Il libro si conclude significativamente con queste osservazioni e proposte "Oggi il sistema del capitalismo si trova ad un bivio, proprio com'era avvenuto durante la Grande depressione. Negli anni Trenta, il capitalismo fu salvato da Keynes, che studiò le politiche mirate alla creazione di posti di lavoro e a salvare coloro che soffrivano per il crollo dell'economia globale. Oggi, milioni di persone in tutto il mondo sono in attesa di vedere se sia possibile riformare la globalizzazione affinché i suoi vantaggi possano essere ripartiti in modo più equo... Quelle che servono sono politiche per una crescita sostenibile, giusta e democratica. Sviluppo significa trasformare le società, migliorare la vita dei poveri, dare a tutti la possibilità di successo e garantire a chiunque l'accesso ai servizi sanitari e all'istruzione... L'Occidente deve fare la propria parte per riformare le istituzioni internazionali che governano la globalizzazione... Non possiamo, non dobbiamo, rimanere in disparte relegandoci al ruolo di semplici e inerti spettatori".
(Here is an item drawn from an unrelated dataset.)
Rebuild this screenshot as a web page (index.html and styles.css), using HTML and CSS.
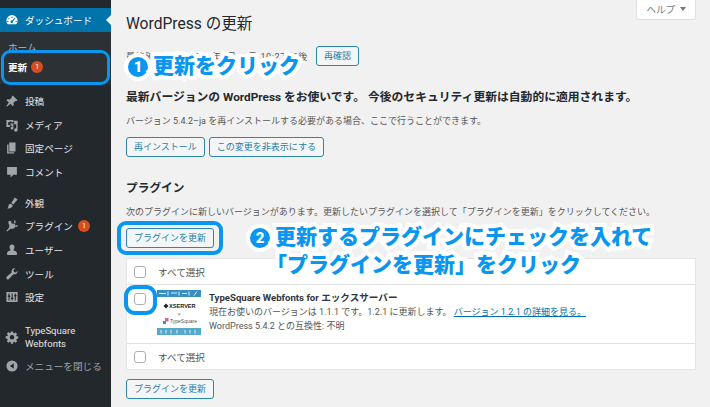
FILE: index.html
```html
<!DOCTYPE html>
<html lang="ja">
<head>
    <meta charset="UTF-8">
    <title>WordPress の更新</title>
    <link rel="stylesheet" href="styles.css">
</head>
<body>
    <div class="layout">
        <!-- Sidebar -->
        <nav class="sidebar">
            <div class="menu-item current">
                <svg class="icon" viewBox="0 0 20 20"><path d="M10 3a8 8 0 0 0-8 8c0 2 .8 3.900 2 5h12c1.200-1.100 2-3 2-5a8 8 0 0 0-8-8zM10 5a1 1 0 1 1 0 2 1 1 0 0 1 0-2zM5.500 7a1 1 0 1 1 0 2 1 1 0 0 1 0-2zM4 11a1 1 0 1 1 0 2 1 1 0 0 1 0-2zM16 11a1 1 0 1 1 0 2 1 1 0 0 1 0-2zM14 6.500l1 .8-3.600 4.400a1.800 1.800 0 1 1-1.200-1z" fill-rule="evenodd"/></svg>
                <span>ダッシュボード</span>
            </div>
            <div class="submenu">
                <div class="sub-item">ホーム</div>
                <div class="sub-item active">更新 <span class="badge">1</span></div>
            </div>
            <div class="menu-group">
                <div class="menu-item">
                    <svg class="icon" viewBox="0 0 20 20"><path d="M11 2l7 7-1.500 1-1-.5-3.500 3 .5 3.500-1.500 1.500-3-3.500L3 18l-1 0 0-1 3.500-5-3.500-3L3.500 7.500 7 8l3-3.500-.5-1z"/></svg>
                    <span>投稿</span>
                </div>
                <div class="menu-item">
                    <svg class="icon" viewBox="0 0 20 20"><path d="M2 3h10v3H9.500a1.500 1.500 0 0 0-3 0H4.500v4H7v3H2zM13 4h5v13a2.500 2.500 0 1 1-2-2.400V9h-3zM8 8h4v6.500a2 2 0 1 1-1.500-1.900V11H8z" fill-rule="evenodd"/></svg>
                    <span>メディア</span>
                </div>
                <div class="menu-item">
                    <svg class="icon" viewBox="0 0 20 20"><path d="M6 2h9v13H6zM3 5h2v11h8v2H3z"/></svg>
                    <span>固定ページ</span>
                </div>
                <div class="menu-item">
                    <svg class="icon" viewBox="0 0 20 20"><path d="M3 3h14v11h-5l-4 4v-4H3z"/></svg>
                    <span>コメント</span>
                </div>
            </div>
            <div class="menu-group second">
                <div class="menu-item">
                    <svg class="icon" viewBox="0 0 20 20"><path d="M14 2l4 3-6 7-3-2zM8 11l3 2c0 3-2 5-8 5 2-1 1.500-3 2-4.500S6.500 11 8 11z"/></svg>
                    <span>外観</span>
                </div>
                <div class="menu-item">
                    <svg class="icon" viewBox="0 0 20 20"><path d="M13 2h2v4h-2zM5 3l4 0 0 3 5 1 1 4-3 3-4 0-5 4-1-1 4-5 0-4L5 7zM15 9h3v2h-3z"/></svg>
                    <span>プラグイン</span>
                    <span class="badge">1</span>
                </div>
                <div class="menu-item">
                    <svg class="icon" viewBox="0 0 20 20"><path d="M10 2a3.500 4 0 0 1 3.500 4c0 2-1 3.500-1.800 4.200 2.500.6 5.300 1.800 5.300 3.800v3H3v-3c0-2 2.800-3.200 5.300-3.800C7.500 9.500 6.500 8 6.500 6A3.500 4 0 0 1 10 2z"/></svg>
                    <span>ユーザー</span>
                </div>
                <div class="menu-item">
                    <svg class="icon" viewBox="0 0 20 20"><path d="M18 6a4.500 4.500 0 0 1-6 4.200L5.500 17a2 2 0 0 1-3-3L9.500 8A4.500 4.500 0 0 1 14.500 2L12 4.500 13 7l2.500 1L18 5.500z"/></svg>
                    <span>ツール</span>
                </div>
                <div class="menu-item">
                    <svg class="icon" viewBox="0 0 20 20"><path d="M2 3h16v14H2zM5 5v3H4v2h1v5h1.500v-5h1V8h-1V5zM9.500 5v6h-1v2h1v2H11v-2h1v-2h-1V5zM14 5v2h-1v2h1v6h1.500V9h1V7h-1V5z" fill-rule="evenodd"/></svg>
                    <span>設定</span>
                </div>
            </div>
            <div class="menu-item tall">
                <svg class="icon" viewBox="0 0 20 20"><path d="M8.500 2h3l.4 2.300 1.300.5L15.200 3.500l2.100 2.100-1.300 2 .6 1.300 2.400.4v3l-2.400.4-.6 1.300 1.300 2-2.100 2.100-2-1.300-1.300.5-.4 2.200h-3l-.4-2.200-1.300-.5-2 1.300-2.100-2.100 1.300-2-.6-1.300L1 11.800v-3l2.400-.4.600-1.300-1.300-2 2.100-2.100 2 1.300 1.300-.5zM10 7a3.300 3.300 0 1 0 0 6.600A3.300 3.300 0 0 0 10 7z" fill-rule="evenodd"/></svg>
                <span>TypeSquare<br>Webfonts</span>
            </div>
            <div class="menu-item collapse">
                <svg class="icon" viewBox="0 0 20 20"><path d="M10 2a8 8 0 1 1 0 16 8 8 0 0 1 0-16zM12.500 6L7 10l5.500 4z" fill-rule="evenodd"/></svg>
                <span>メニューを閉じる</span>
            </div>
        </nav>

        <!-- Main content -->
        <main class="content">
            <div class="title-row">
                <h1>WordPress の更新</h1>
                <div class="help-tab">ヘルプ <span class="help-arrow"></span></div>
            </div>

            <div class="check-row">
                <span class="check-time">最終確認日時: 2020年7月27日 10:27 午後</span>
                <button class="btn small">再確認</button>
            </div>

            <h2 class="latest">最新バージョンの WordPress をお使いです。 今後のセキュリティ更新は自動的に適用されます。</h2>
            <p class="note">バージョン 5.4.2–ja を再インストールする必要がある場合、ここで行うことができます。</p>
            <div class="btn-row">
                <button class="btn">再インストール</button>
                <button class="btn">この変更を非表示にする</button>
            </div>

            <h2 class="plugins">プラグイン</h2>
            <p class="note plugin-note">次のプラグインに新しいバージョンがあります。更新したいプラグインを選択して「プラグインを更新」をクリックしてください。</p>
            <button class="btn">プラグインを更新</button>

            <div class="plugin-table">
                <label class="table-row select-row"><span class="check"></span>すべて選択</label>
                <div class="table-row plugin-row">
                    <span class="check"></span>
                    <svg class="plugin-icon" viewBox="0 0 44 45">
                        <rect width="44" height="45" fill="#fff"/>
                        <rect width="44" height="7" fill="#3a8fc2"/>
                        <path d="M2 3.500h7M11 1.500v4M14 3h6M22 1.500v4M25 3.500h5M32 1.500v4M37 5.500l3-4" stroke="#dcedf6" fill="none"/>
                        <rect y="38" width="44" height="7" fill="#55a8cc"/>
                        <path d="M4 40v3.500M9 40v3.500M14 40v3.500M20 40v3.500M28 40v3.500M33 40v3.500M38 40v3.500" stroke="#e2f1f8" fill="none"/>
                        <path d="M9 13.500l2.500 2.500L9 18.500 6.500 16z" fill="#222"/>
                        <text x="12" y="18" class="logo-x">XSERVER</text>
                        <text x="22" y="26" class="logo-by">×</text>
                        <rect x="6" y="31" width="3" height="3" fill="#2f8fd8"/>
                        <rect x="8" y="28" width="3.500" height="3.500" fill="#e35ea0"/>
                        <text x="13" y="33" class="logo-t">TypeSquare</text>
                    </svg>
                    <div class="plugin-info">
                        <strong>TypeSquare Webfonts for エックスサーバー</strong>
                        <div>現在お使いのバージョンは 1.1.1 です。1.2.1 に更新します。 <a href="#">バージョン 1.2.1 の詳細を見る。</a></div>
                        <div>WordPress 5.4.2 との互換性: 不明</div>
                    </div>
                </div>
                <label class="table-row select-row"><span class="check"></span>すべて選択</label>
            </div>
            <button class="btn">プラグインを更新</button>
        </main>
    </div>

    <!-- Annotations over the screenshot -->
    <div class="hl hl-menu"></div>
    <div class="hl hl-btn"></div>
    <div class="hl hl-check"></div>

    <div class="note-label label-one"><span class="num">1</span>更新をクリック</div>
    <div class="note-label label-two">
        <div><span class="num">2</span>更新するプラグインにチェックを入れて</div>
        <div class="label-second">「プラグインを更新」をクリック</div>
    </div>
</body>
</html>
```

FILE: styles.css
```css
* {
    box-sizing: border-box;
}

html, body {
    margin: 0;
    padding: 0;
    height: 100%;
    overflow: hidden;
}

body {
    position: relative;
    font-family: Roboto, "Noto Sans CJK JP", sans-serif;
    font-size: 9.6px;
    color: #555;
    background-color: #f1f1f1;
}

.layout {
    display: flex;
    height: 407px;
}

/* Sidebar */
.sidebar {
    width: 111px;
    flex-shrink: 0;
    padding-top: 8px;
    background-color: #23282d;
    color: #e4e6e8;
}

.menu-item {
    display: flex;
    align-items: center;
    height: 23.7px;
    position: relative;
}

.menu-item .icon {
    width: 14px;
    height: 14px;
    margin: 0 6px 0 5px;
    flex-shrink: 0;
    fill: #a0a5aa;
}

.menu-item.current {
    height: 24px;
    background-color: #0073aa;
    color: #fff;
}

.menu-item.current .icon {
    fill: #fff;
}

.menu-item.current::after {
    content: "";
    position: absolute;
    right: 0;
    top: 7px;
    border: 5px solid transparent;
    border-right-color: #f1f1f1;
    border-left-width: 0;
}

.submenu {
    height: 52px;
    padding: 5px 0 0 8px;
    background-color: #2c3136;
    color: #b4b9be;
}

.sub-item {
    display: flex;
    align-items: center;
    gap: 4px;
    height: 20px;
}

.sub-item.active {
    color: #fff;
    font-weight: 700;
}

.menu-group {
    margin-top: 5px;
}

.menu-group.second {
    margin-top: 7px;
}

.menu-item.tall {
    height: 27px;
    margin-top: 14px;
    line-height: 13px;
}

.menu-item.collapse {
    margin-top: 4px;
    color: #a0a5aa;
}

.badge {
    display: inline-block;
    width: 12px;
    height: 12px;
    margin-left: 5px;
    border-radius: 50%;
    background-color: #d54e21;
    color: #fff;
    font-size: 7px;
    font-weight: 400;
    line-height: 12px;
    text-align: center;
}

.sub-item .badge {
    margin-left: 0;
}

/* Main content */
.content {
    flex: 1;
    padding: 0 14px 0 15px;
}

.title-row {
    display: flex;
    justify-content: space-between;
    align-items: flex-start;
    height: 46px;
}

h1 {
    margin: 13px 0 0;
    font-size: 15.6px;
    font-weight: 400;
    line-height: 22px;
    color: #23282d;
}

.help-tab {
    width: 60px;
    height: 20px;
    background-color: #fff;
    border: 1px solid #e1e1e1;
    border-top: 0;
    border-radius: 0 0 3px 3px;
    color: #72777c;
    font-size: 9.6px;
    line-height: 20px;
    text-align: center;
}

.help-arrow {
    display: inline-block;
    margin-left: 2px;
    vertical-align: 2px;
    border: 3px solid transparent;
    border-top: 4px solid #72777c;
    border-bottom: 0;
}

.check-row {
    display: flex;
    align-items: center;
    gap: 8px;
    height: 20px;
    font-size: 9px;
}

.check-time {
    letter-spacing: 0.6px;
}

h2 {
    margin: 0;
    font-weight: 700;
    color: #23282d;
}

.latest {
    margin-top: 23px;
    font-size: 11.8px;
    line-height: 16px;
    white-space: nowrap;
}

.note {
    margin: 8px 0 0;
    font-size: 9px;
    line-height: 16px;
    white-space: nowrap;
}

.btn {
    display: block;
    height: 20px;
    padding: 0 7px;
    background-color: #f3f5f6;
    border: 1px solid #2a87ad;
    border-radius: 3px;
    color: #1f7ea6;
    font-family: inherit;
    font-size: 9px;
    line-height: 17px;
}

.btn-row {
    display: flex;
    gap: 4px;
    margin-top: 8px;
}

.plugins {
    margin-top: 23px;
    font-size: 11.7px;
    line-height: 16px;
}

.plugin-note {
    margin-top: 8px;
    margin-bottom: 8px;
}

/* Plugin table */
.plugin-table {
    margin: 10px 0 9px;
    background-color: #fff;
    border: 1px solid #e5e5e5;
}

.table-row {
    display: flex;
    align-items: center;
    padding-left: 7px;
}

.select-row {
    height: 25px;
    font-size: 9.6px;
}

.plugin-row {
    align-items: flex-start;
    height: 60px;
    padding-top: 5px;
    border-top: 1px solid #e1e1e1;
    border-bottom: 1px solid #e1e1e1;
}

.check {
    width: 12px;
    height: 12px;
    margin-right: 12px;
    flex-shrink: 0;
    background-color: #fff;
    border: 1px solid #a9aeb3;
    border-radius: 3px;
}

.plugin-row .check {
    margin: 3px 11px 0 0;
}

.plugin-icon {
    width: 44px;
    height: 45px;
    flex-shrink: 0;
    margin-right: 8px;
}

.logo-x {
    font-family: "Liberation Sans", sans-serif;
    font-size: 5.6px;
    font-weight: 700;
    fill: #222;
}

.logo-by {
    font-size: 6px;
    fill: #888;
    text-anchor: middle;
}

.logo-t {
    font-family: "Liberation Sans", sans-serif;
    font-size: 5px;
    fill: #555;
}

.plugin-info {
    padding-top: 1px;
    font-size: 9px;
    line-height: 14px;
    white-space: nowrap;
}

.plugin-info strong {
    display: block;
    font-size: 9.6px;
    color: #32373c;
}

.plugin-info a {
    color: #0073aa;
}

/* Annotations */
.hl {
    position: absolute;
    border: 3px solid #0a96ee;
    border-radius: 9px;
}

.hl-menu {
    left: 1px;
    top: 50px;
    width: 109px;
    height: 35px;
}

.hl-btn {
    left: 117px;
    top: 221px;
    width: 106px;
    height: 34px;
    border-width: 4px;
}

.hl-check {
    left: 124px;
    top: 285px;
    width: 33px;
    height: 30px;
    border-width: 4px;
    border-radius: 11px;
}

.note-label {
    position: absolute;
    color: #0a96ee;
    font-size: 21px;
    font-weight: 900;
    line-height: 28px;
    white-space: nowrap;
    -webkit-text-stroke: 8px #fff;
    paint-order: stroke fill;
}

.label-one {
    left: 128px;
    top: 52px;
}

.label-two {
    left: 250px;
    top: 223px;
}

.label-second {
    margin-left: 16px;
}

.num {
    display: inline-block;
    width: 20px;
    height: 20px;
    margin-right: 5px;
    border-radius: 50%;
    background-color: #0a96ee;
    box-shadow: 0 0 0 4px #fff;
    color: #fff;
    font-size: 15px;
    line-height: 20px;
    text-align: center;
    vertical-align: 1px;
    -webkit-text-stroke: 0;
}
```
Nonostante alcuni degli argomenti di questo libro siano ben sviluppati, meno convincenti appaiono le proposte e le tesi a cui giunge l'a., che non sembrano rispondere all'attuale stato della politica mondiale. Lo stesso Stiglitz, in apertura del volume, riconosce che l'FMI e la Banca Mondiale hanno ampliato i mandati originari derivanti dagli accordi di Bretton Wood e fa un esplicito cenno all'influenza che hanno avuto su tale ampliamento la fine del colonialismo prima e del comunismo poi, eventi che hanno reso tali istituzioni protagoniste assolute dell'economia e poco inclini a qualsiasi autocritica. Proprio per questo, a partire dalla fine del bipolarismo e della globalizzazione odierna (specialmente dopo l'11 settembre), che hanno esaltato il ruolo del Washington consensus, non solo dal punto di vista economico ma anche da quello politico, l'idea di una riforma "endogena" di quegli organismi sembra molto poco realistica se non del tutto improbabile.